● **THE PROBLEM**
Pick out every line holding the string "React" and copy it.
- - - -
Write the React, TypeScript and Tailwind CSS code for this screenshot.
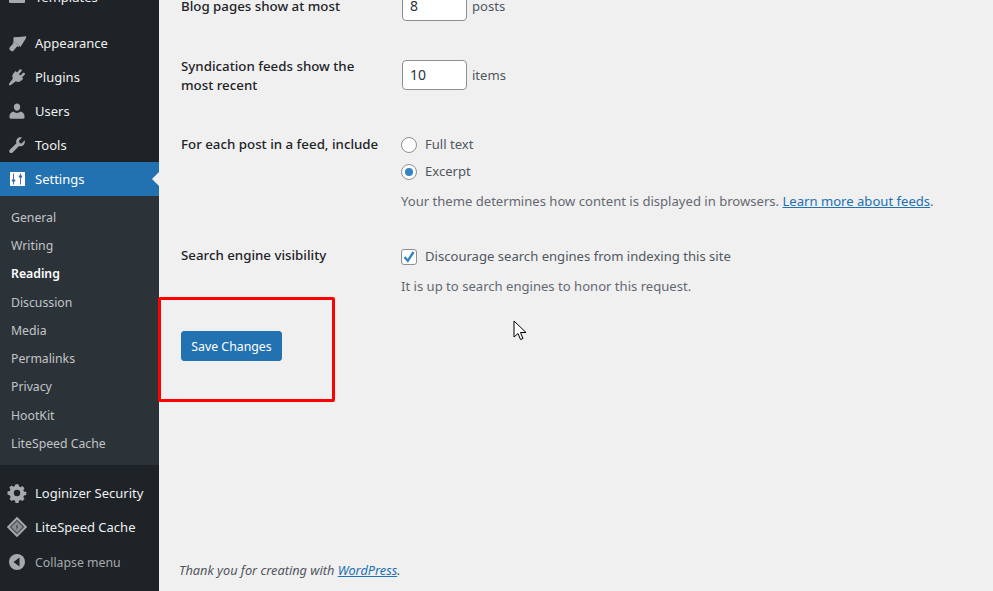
import React from "react";

function Brush() {
  return (
    <svg viewBox="0 0 20 20" className="w-5 h-5" fill="#a7aaad">
      <path d="M6.500 4.200 12 4l7.300-.8-.5 2.300-5.300 8.400L6.500 8z" />
      <path d="M7 8.200 12.300 13l-.9 1.200-1.200-1-3.700 4.600c-.7.700-1.700.7-2.400.1l-1.300-1.100c-.6-.6-.7-1.500-.1-2.200l3.900-4.700-1-1z" />
    </svg>
  );
}
function Plug() {
  return (
    <svg viewBox="0 0 20 20" className="w-5 h-5" fill="#a7aaad">
      <path d="M12.600 2.600c.5-.5 1.300-.5 1.800 0s.5 1.300 0 1.800l-2.500 2.600 1.500 1.500 2.400-2.500c.5-.5 1.300-.5 1.800 0s.5 1.300 0 1.800L15 10.400l1.300 1.200-1.300 1.400c-1.900 1.900-4.300 2.500-6.100 1.300L3.500 18.200H2v-1.500l3.900-5.300C4.700 9.600 5.300 7.300 7.200 5.400l1.400-1.300 1.400 1.300z" />
    </svg>
  );
}
function User() {
  return (
    <svg viewBox="0 0 20 20" className="w-5 h-5" fill="#a7aaad">
      <path d="M10 2.500c1.900 0 3.200 1.500 3.200 3.400S11.900 9.700 10 9.700 6.800 7.800 6.800 5.900 8.100 2.500 10 2.500zM2.500 15.200c0-2.300 1.600-4 3.800-4.600 1 .9 2.300 1.300 3.700 1.300s2.700-.4 3.700-1.300c2.200.6 3.800 2.300 3.800 4.600v1.300c0 .8-.6 1.200-1.300 1.200H3.800c-.7 0-1.300-.4-1.300-1.200z" />
    </svg>
  );
}
function Wrench() {
  return (
    <svg viewBox="0 0 20 20" className="w-5 h-5" fill="#a7aaad">
      <path d="M17.600 5.300c.6 1.600.3 3.400-1 4.600-1.200 1.200-3 1.500-4.500 1L5.600 17.500c-.8.800-2 .8-2.800 0s-.8-2 0-2.800L9.400 8.200c-.6-1.600-.2-3.400 1-4.600 1.200-1.300 3-1.600 4.600-1L12 5.700l.5 2.200 2.100.5z" />
    </svg>
  );
}
function Sliders() {
  return (
    <svg viewBox="0 0 20 20" className="w-5 h-5">
      <rect x="3" y="3" width="15" height="14" fill="#fff" />
      <path d="M6.500 4.500v11M13.500 4.500v11" stroke="#6a5fc0" strokeWidth="1" />
      <path d="M4.800 11.500h3.400M11.800 7.500h3.400" stroke="#2271b1" strokeWidth="2" />
    </svg>
  );
}
function Gear() {
  return (
    <svg viewBox="0 0 20 20" className="w-5 h-5" fill="#a7aaad">
      <path fillRule="evenodd" d="M8.500 1.800h3l.5 2.300c.5.200 1 .4 1.400.7l2-1.200 2.100 2.100-1.200 2c.3.400.5.900.7 1.400l2.300.5v3l-2.300.5c-.2.500-.4 1-.7 1.400l1.200 2-2.100 2.100-2-1.200c-.4.300-.9.500-1.400.7l-.5 2.300h-3l-.5-2.300c-.5-.2-1-.4-1.400-.7l-2 1.200-2.100-2.100 1.200-2c-.3-.4-.5-.9-.7-1.400L.5 12v-3l2.300-.5c.2-.5.400-1 .7-1.400l-1.200-2 2.100-2.100 2 1.200c.4-.3.900-.5 1.400-.7zM10 7.300a3.200 3.200 0 1 0 0 6.400 3.200 3.200 0 0 0 0-6.400z" transform="translate(0 -.5)" />
    </svg>
  );
}
function Diamond() {
  return (
    <svg viewBox="0 0 22 22" className="w-[22px] h-[22px]">
      <path d="M11 .8 21.200 11 11 21.200.8 11z" fill="#a7aaad" />
      <path d="M11 3.500 18.500 11 11 18.500 3.500 11z" fill="#50565b" />
      <path d="M11 5.500 16.500 11 11 16.500 5.500 11z" fill="#8c8f94" />
      <path d="M11.400 7.800 9.700 11.300h1.100l-.3 2.900 1.800-3.500h-1.100z" fill="#3c4146" />
    </svg>
  );
}
function CollapseIcon() {
  return (
    <svg viewBox="0 0 20 20" className="w-5 h-5">
      <circle cx="10" cy="10" r="8" fill="#a7aaad" />
      <path d="M12.500 5.500v9L6.500 10z" fill="#1d2327" />
    </svg>
  );
}

function Item({ icon, label }: { icon: React.ReactNode; label: string }) {
  return (
    <div className="h-[34px] flex items-center text-[#f0f0f1] text-[13px]">
      <span className="w-[35px] pl-[7px] flex items-center shrink-0">{icon}</span>
      <span className="pt-[2px]">{label}</span>
    </div>
  );
}

const subs = ["General", "Writing", "Reading", "Discussion", "Media", "Permalinks", "Privacy", "HootKit", "LiteSpeed Cache"];

export default function App() {
  return (
    <div className="relative w-[993px] h-[591px] overflow-hidden flex bg-[#f0f0f1] font-['Noto_Sans','Open_Sans',sans-serif]">
      <aside className="w-[159px] h-[591px] shrink-0 bg-[#1d2327] flex flex-col overflow-hidden">
        <div className="-mt-[20px] mb-[12px]">
          <Item
            label="Templates"
            icon={
              <svg viewBox="0 0 20 20" className="w-5 h-5" fill="#a7aaad">
                <rect x="2" y="4" width="16" height="12" rx="1" />
              </svg>
            }
          />
        </div>
        <Item icon={<Brush />} label="Appearance" />
        <Item icon={<Plug />} label="Plugins" />
        <Item icon={<User />} label="Users" />
        <Item icon={<Wrench />} label="Tools" />
        <div className="relative h-[34px] flex items-center bg-[#2271b1] text-white text-[13px]">
          <span className="w-[35px] pl-[7px] flex items-center shrink-0"><Sliders /></span>
          <span className="pt-[2px]">Settings</span>
          <span className="absolute right-0 top-[10px] border-y-[7px] border-r-[7px] border-y-transparent border-r-[#f0f0f1]" />
        </div>
        <div className="bg-[#2c3338] h-[269px] pt-[8px] flex flex-col">
          {subs.map((s) => (
            <div
              key={s}
              className={`h-[28.25px] pl-[11px] flex items-center text-[12.250px] ${s === "Reading" ? "font-semibold text-white" : "text-[#c3c4c7]"}`}
            >
              {s}
            </div>
          ))}
        </div>
        <div className="h-[11px]" />
        <Item icon={<Gear />} label="Loginizer Security" />
        <div className="h-[34px] flex items-center text-[#f0f0f1] text-[13px]">
          <span className="w-[35px] pl-[6px] flex items-center shrink-0"><Diamond /></span>
          <span className="pt-[2px]">LiteSpeed Cache</span>
        </div>
        <div className="h-[36px] flex items-center text-[#a7aaad] text-[12.300px]">
          <span className="w-[35px] pl-[7px] flex items-center shrink-0"><CollapseIcon /></span>
          <span className="pt-[2px]">Collapse menu</span>
        </div>
      </aside>

      <main className="flex-1 min-w-0 flex flex-col pl-[22px] text-[13.080px] text-[#50575e]">
        <section className="h-[21px] -mt-[7px] flex">
          <div className="w-[221px] text-[13.300px] text-[#1d2327] font-medium leading-[26px]">Blog pages show at most</div>
          <div className="flex items-start gap-[5px]">
            <div className="w-[65px] h-[28px] border border-[#8c8f94] rounded-[4px] bg-white pl-[7px] text-[#2c3338] text-[14px] leading-[24px]">8</div>
            <span className="leading-[26px]">posts</span>
          </div>
        </section>

        <section className="flex mt-[36px] h-[47px] items-start">
          <div className="w-[221px] text-[13.300px] text-[#1d2327] font-medium leading-[19px] pt-[7px] pr-[30px]">Syndication feeds show the most recent</div>
          <div className="flex items-center gap-[5px] pt-[10px]">
            <div className="w-[65px] h-[30px] border border-[#8c8f94] rounded-[4px] bg-white pl-[7px] text-[#2c3338] text-[14px] leading-[28px]">10</div>
            <span className="pt-[2px]">items</span>
          </div>
        </section>

        <section className="flex mt-[38px]">
          <div className="w-[221px] text-[13.300px] text-[#1d2327] font-medium leading-[19px]">For each post in a feed, include</div>
          <div className="flex flex-col">
            <label className="flex items-center gap-[8px] h-[19px] -ml-[1px]">
              <span className="w-4 h-4 rounded-full border border-[#8c8f94] bg-white" />
              <span>Full text</span>
            </label>
            <label className="flex items-center gap-[8px] h-[19px] mt-[8px] -ml-[1px]">
              <span className="w-4 h-4 rounded-full border border-[#8c8f94] bg-white flex items-center justify-center">
                <span className="w-2 h-2 rounded-full bg-[#3582c4]" />
              </span>
              <span>Excerpt</span>
            </label>
            <p className="mt-[11px] leading-[19px] -ml-[1px] text-[#646970] whitespace-nowrap">
              Your theme determines how content is displayed in browsers.{" "}
              <a className="text-[#2271b1] underline">Learn more about feeds</a>.
            </p>
          </div>
        </section>

        <section className="flex mt-[36px]">
          <div className="w-[221px] -mt-[1px] text-[13.300px] text-[#1d2327] font-medium leading-[19px]">Search engine visibility</div>
          <div className="flex flex-col">
            <label className="flex items-center gap-[8px] h-[19px] -ml-[1px]">
              <span className="w-4 h-4 rounded-[3px] border border-[#8c8f94] bg-white flex items-center justify-center">
                <svg viewBox="0 0 16 16" className="w-[16px] h-[16px] shrink-0">
                  <path d="M3.500 8 6.800 11.800 12.500 3" fill="none" stroke="#3582c4" strokeWidth="2.400" />
                </svg>
              </span>
              <span>Discourage search engines from indexing this site</span>
            </label>
            <p className="mt-[11px] leading-[19px] -ml-[1px] text-[#646970]">It is up to search engines to honor this request.</p>
          </div>
        </section>

        <div className="mt-[35px]">
          <button className="h-[30px] w-[101px] rounded-[3px] bg-[#2271b1] text-white text-[12.300px] border border-[#2271b1] p-0 pt-[2px]">Save Changes</button>
        </div>

        <p className="mt-auto mb-[11px] -ml-[2px] italic text-[12.750px] text-[#50575e] leading-[19px]">
          Thank you for creating with <a className="text-[#2271b1] underline">WordPress</a>.
        </p>
      </main>

      <div className="absolute left-[158px] top-[297px] w-[177px] h-[105px] border-[3px] border-[#ff0000] rounded-[2px]" />
      <svg className="absolute left-[513px] top-[320px]" width="14" height="22" viewBox="0 0 14 22">
        <path d="M1 1v16l4-3.500 2.500 6 2.500-1-2.500-6h5.500z" fill="#fff" stroke="#000" strokeWidth="1" />
      </svg>
    </div>
  );
}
- - - -
● **SOLVED PROBLEM**
Write the React, TypeScript and Tailwind CSS code for this screenshot.
import React from "react";
function Item({ icon, label }: { icon: React.ReactNode; label: string }) {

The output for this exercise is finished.